* BEGIN EXERCISE MATERIAL *

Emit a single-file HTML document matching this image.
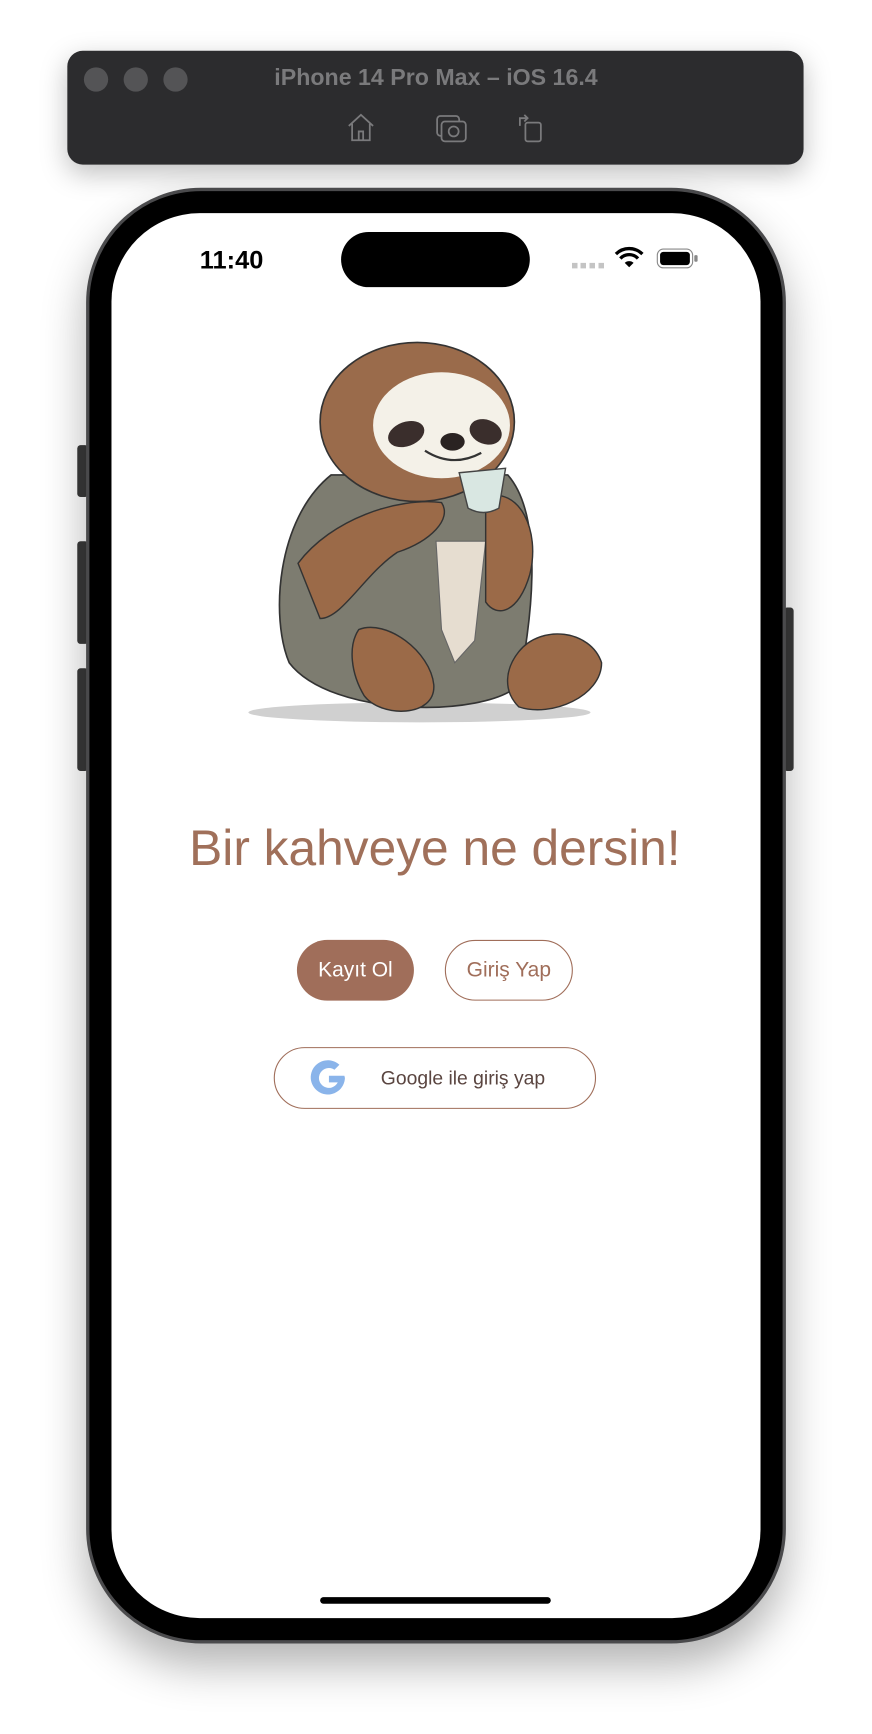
<!DOCTYPE html>
<html><head><meta charset="utf-8"><style>
html,body{margin:0;padding:0;background:#fff;width:872px;height:1734px;overflow:hidden}
#w{position:absolute;left:0;top:0;width:790px;height:1570px;transform:scale(1.1038,1.1045);transform-origin:0 0;font-family:"Liberation Sans",sans-serif}
.a{position:absolute}
</style></head><body><div id="w">
<div class="a" style="left:61px;top:46px;width:667px;height:103px;background:#2c2c2e;border-radius:14px;box-shadow:0 8px 24px rgba(0,0,0,.25)"></div>
<div class="a" style="left:76px;top:61px;width:22px;height:22px;border-radius:50%;background:#545456"></div>
<div class="a" style="left:112px;top:61px;width:22px;height:22px;border-radius:50%;background:#545456"></div>
<div class="a" style="left:148px;top:61px;width:22px;height:22px;border-radius:50%;background:#545456"></div>
<div class="a" style="left:200px;top:59px;width:390px;text-align:center;color:#7a7a7c;font-weight:bold;font-size:21px">iPhone 14 Pro Max – iOS 16.4</div>
<svg class="a" style="left:312px;top:102px" width="190" height="28" fill="none" stroke="#7a7a7c" stroke-width="1.6">
<path d="M4 12 L15 2 L26 12 M7 10 V25 H23 V10 M13 25 V17 H17 V25"/>
<rect x="84" y="3" width="20" height="18" rx="3"/><rect x="88" y="8" width="22" height="18" rx="3" fill="#2c2c2e"/><circle cx="99" cy="17" r="4.5"/>
<rect x="164" y="9" width="14" height="17" rx="2"/><path d="M159 12 V5 H166 M163 2 L166 5 L163 8"/>
</svg>
<div class="a" style="left:70px;top:403px;width:10px;height:47px;background:#3a3a3a;border-radius:3px"></div>
<div class="a" style="left:70px;top:490px;width:10px;height:93px;background:#3a3a3a;border-radius:3px"></div>
<div class="a" style="left:70px;top:605px;width:10px;height:93px;background:#3a3a3a;border-radius:3px"></div>
<div class="a" style="left:710px;top:550px;width:9px;height:148px;background:#3a3a3a;border-radius:3px"></div>
<div class="a" style="left:78px;top:170px;width:634px;height:1318px;background:#000;border-radius:104px;box-shadow:0 20px 40px rgba(0,0,0,.3);border:3px solid #4a4a4c;box-sizing:border-box"></div>
<div class="a" style="left:101px;top:193px;width:588px;height:1272px;background:#fff;border-radius:80px"></div>
<div class="a" style="left:309px;top:210px;width:171px;height:50px;background:#000;border-radius:25px"></div>
<div class="a" style="left:181px;top:222px;font-size:23px;font-weight:bold;color:#000">11:40</div>
<div class="a" style="left:518px;top:238px;width:30px;height:5px;background:repeating-linear-gradient(90deg,#c4c4c4 0 5px,transparent 5px 8px)"></div>
<svg class="a" style="left:556px;top:222px" width="28" height="22"><path d="M14 20 L10 16 A6 6 0 0 1 18 16 Z" fill="#000"/><path d="M6 12 A11 11 0 0 1 22 12" stroke="#000" stroke-width="3" fill="none"/><path d="M2 8 A17 17 0 0 1 26 8" stroke="#000" stroke-width="3" fill="none"/></svg>
<div class="a" style="left:595px;top:225px;width:33px;height:18px;border:1.5px solid #888;border-radius:6px;box-sizing:border-box;padding:2px"><div style="width:100%;height:100%;background:#000;border-radius:3px"></div></div>
<div class="a" style="left:629px;top:231px;width:3px;height:6px;background:#888;border-radius:1px"></div>
<svg class="a" style="left:215px;top:305px" width="340" height="360" viewBox="215 305 340 360">
<ellipse cx="380" cy="645" rx="155" ry="9" fill="#d0d0d0"/>
<path d="M262 600 C245 560 250 470 300 430 L460 430 C495 470 480 570 470 620 C440 650 300 650 262 600Z" fill="#7d7c70" stroke="#333" stroke-width="1.5"/>
<path d="M395 490 L440 490 L430 580 L412 600 L400 570Z" fill="#e6ddd0" stroke="#666"/>
<ellipse cx="378" cy="382" rx="88" ry="72" fill="#9a6b4b" stroke="#333" stroke-width="1.5"/>
<ellipse cx="400" cy="385" rx="62" ry="48" fill="#f4f1e8"/>
<ellipse cx="368" cy="393" rx="17" ry="11" fill="#3a2e2c" transform="rotate(-20 368 393)"/>
<ellipse cx="440" cy="391" rx="15" ry="11" fill="#3a2e2c" transform="rotate(20 440 391)"/>
<ellipse cx="410" cy="400" rx="11" ry="8" fill="#2a2322"/>
<path d="M385 408 Q410 424 436 410" stroke="#333" stroke-width="2" fill="none"/>
<path d="M270 510 C300 470 360 450 400 455 C410 470 390 490 360 500 C330 520 310 560 290 560Z" fill="#9b6a48" stroke="#333" stroke-width="1.3"/>
<path d="M440 450 C470 440 490 480 480 520 C470 555 450 560 440 545 Z" fill="#9b6a48" stroke="#333" stroke-width="1.3"/>
<path d="M416 428 L458 424 L452 460 Q438 468 424 460Z" fill="#d9e7e2" stroke="#444" stroke-width="1.3"/>
<path d="M325 570 C350 560 390 590 393 620 C395 650 345 650 330 630 C318 610 315 585 325 570Z" fill="#9b6a48" stroke="#333" stroke-width="1.3"/>
<path d="M470 590 C490 565 535 570 545 600 C545 630 500 650 470 640 C455 625 458 605 470 590Z" fill="#9b6a48" stroke="#333" stroke-width="1.3"/>
</svg>
<div class="a" style="left:100px;top:742px;width:588px;text-align:center;font-size:45px;color:#a0705a">Bir kahveye ne dersin!</div>
<div class="a" style="left:269px;top:851px;width:106px;height:55px;border-radius:28px;background:#a06e5a;color:#fff;font-size:19px;line-height:55px;text-align:center">Kayıt Ol</div>
<div class="a" style="left:403px;top:851px;width:116px;height:55px;border-radius:28px;border:1.3px solid #a06e5a;box-sizing:border-box;color:#a06e5a;font-size:19px;line-height:53px;text-align:center">Giriş Yap</div>
<div class="a" style="left:248px;top:948px;width:292px;height:56px;border-radius:28px;border:1.3px solid #a06e5a;box-sizing:border-box"></div>
<svg class="a" style="left:279px;top:958px" width="38" height="36" viewBox="0 0 38 36"><path d="M33 16 H19 V22 H27 A9 9 0 1 1 24 10.5 L28.5 6 A15.5 15.5 0 1 0 33.5 18 Z" fill="#8ab4ea"/></svg>
<div class="a" style="left:345px;top:966px;font-size:17.5px;color:#5a4540">Google ile giriş yap</div>
<div class="a" style="left:290px;top:1446px;width:209px;height:6px;border-radius:3px;background:#000"></div>
</div></body></html>
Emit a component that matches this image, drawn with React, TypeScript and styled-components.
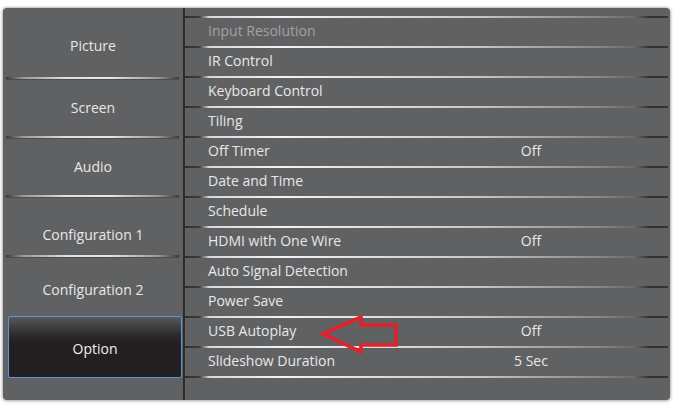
import React from "react";
import styled, { createGlobalStyle } from "styled-components";

const Global = createGlobalStyle`
  html, body { margin: 0; padding: 0; background: #ffffff; }
  body { width: 677px; height: 408px; overflow: hidden; font-family: "Open Sans", Lato, sans-serif; }
`;

const Page = styled.div`
  width: 677px;
  height: 408px;
  padding: 8px 7px 8px 3px;
  box-sizing: border-box;
`;

const Panel = styled.div`
  height: 392px;
  background: #606163;
  border-radius: 4px;
  box-shadow: 0 0 2px 1px rgba(150, 150, 150, 0.55), 0 1px 4px rgba(0, 0, 0, 0.2);
  display: grid;
  grid-template-columns: 180px 2px 1fr;
  overflow: hidden;
`;

const LeftColumn = styled.div`
  display: flex;
  flex-direction: column;
  padding-top: 8px;
`;

const VDivider = styled.div`
  background: #2a2a2b;
  box-shadow: 1px 0 0 rgba(255, 255, 255, 0.06);
`;

const LeftItem = styled.div<{ $h: number; $center: number }>`
  height: ${(p) => p.$h}px;
  box-sizing: border-box;
  padding-top: ${(p) => p.$center - 10}px;
  text-align: center;
  font-size: 14px;
  line-height: 20px;
  color: #e8e8e8;
`;

const LeftSep = styled.div`
  height: 2px;
  margin: 0 4px 0 3px;
  background: linear-gradient(
    to right,
    #3a3a3a 0%,
    #9a9a9a 10%,
    #e0e0e0 35%,
    #e6e6e6 60%,
    #9a9a9a 88%,
    #3a3a3a 100%
  );
  box-shadow: 0 1px 0 rgba(40, 40, 40, 0.35);
`;

const SelectedItem = styled.div`
  height: 62px;
  margin: 1px 1px 0 5px;
  box-sizing: border-box;
  border: 1.5px solid #5b95d6;
  border-radius: 2px;
  background: linear-gradient(to bottom, #58585a 0%, #2c2a2b 30%, #231f20 45%, #231f20 100%);
  color: #f0f0f0;
  font-size: 14px;
  line-height: 20px;
  text-align: center;
  padding-top: 22px;
`;

const RightColumn = styled.div`
  display: flex;
  flex-direction: column;
  padding-top: 8px;
`;

const RowSep = styled.div`
  height: 2px;
  margin-right: 2px;
  background: linear-gradient(
    to right,
    #2e2e2e 0%,
    #3e3e3e 3%,
    #d8d8d8 5%,
    #f2f2f2 20%,
    #c8c8c8 60%,
    #8a8a8a 85%,
    #6a6a6a 93%,
    #333333 96%,
    #333333 100%
  );
`;

const Row = styled.div`
  position: relative;
  height: 28px;
  display: grid;
  grid-template-columns: 267px 112px 1fr;
  align-items: center;
  padding-left: 23px;
  padding-bottom: 2px;
  box-sizing: border-box;
  font-size: 14px;
  color: #e8e8e8;
`;

const Label = styled.span<{ $disabled?: boolean }>`
  color: ${(p) => (p.$disabled ? "#a2a2a4" : "#e8e8e8")};
  line-height: 20px;
  white-space: nowrap;
`;

const Value = styled.span`
  text-align: center;
  line-height: 20px;
`;

const Arrow = styled.svg`
  position: absolute;
  left: 134px;
  top: -3px;
`;

const leftItems = [
  { label: "Picture", h: 61, c: 30 },
  { label: "Screen", h: 57, c: 29 },
  { label: "Audio", h: 57, c: 29 },
  { label: "Configuration 1", h: 58, c: 38 },
  { label: "Configuration 2", h: 58, c: 33 },
];

const rows: { label: string; value?: string; disabled?: boolean; arrow?: boolean }[] = [
  { label: "Input Resolution", disabled: true },
  { label: "IR Control" },
  { label: "Keyboard Control" },
  { label: "Tiling" },
  { label: "Off Timer", value: "Off" },
  { label: "Date and Time" },
  { label: "Schedule" },
  { label: "HDMI with One Wire", value: "Off" },
  { label: "Auto Signal Detection" },
  { label: "Power Save" },
  { label: "USB Autoplay", value: "Off", arrow: true },
  { label: "Slideshow Duration", value: "5 Sec" },
];

export default function App() {
  return (
    <>
      <Global />
      <Page>
        <Panel>
          <LeftColumn>
            {leftItems.map((it, i) => (
              <React.Fragment key={it.label}>
                <LeftItem $h={it.h} $center={it.c}>
                  {it.label}
                </LeftItem>
                {i < leftItems.length - 1 && <LeftSep />}
              </React.Fragment>
            ))}
            <SelectedItem>Option</SelectedItem>
          </LeftColumn>
          <VDivider />
          <RightColumn>
            {rows.map((r) => (
              <React.Fragment key={r.label}>
                <RowSep />
                <Row>
                  <Label $disabled={r.disabled}>{r.label}</Label>
                  <Value>{r.value ?? ""}</Value>
                  <span />
                  {r.arrow && (
                    <Arrow width="80" height="42" viewBox="0 0 80 42">
                      <path
                        d="M4 19 L42 2 L42 10 L77 10 L77 30 L42 30 L42 37 Z"
                        fill="none"
                        stroke="#e4202a"
                        strokeWidth="3.6"
                        strokeLinejoin="miter"
                      />
                    </Arrow>
                  )}
                </Row>
              </React.Fragment>
            ))}
            <RowSep />
          </RightColumn>
        </Panel>
      </Page>
    </>
  );
}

* END EXERCISE MATERIAL *

WHAT THE TASK ASKS » Of the lines above, how many hold the string "components"? Answer with only the number.

EXERCISE RESULT » 2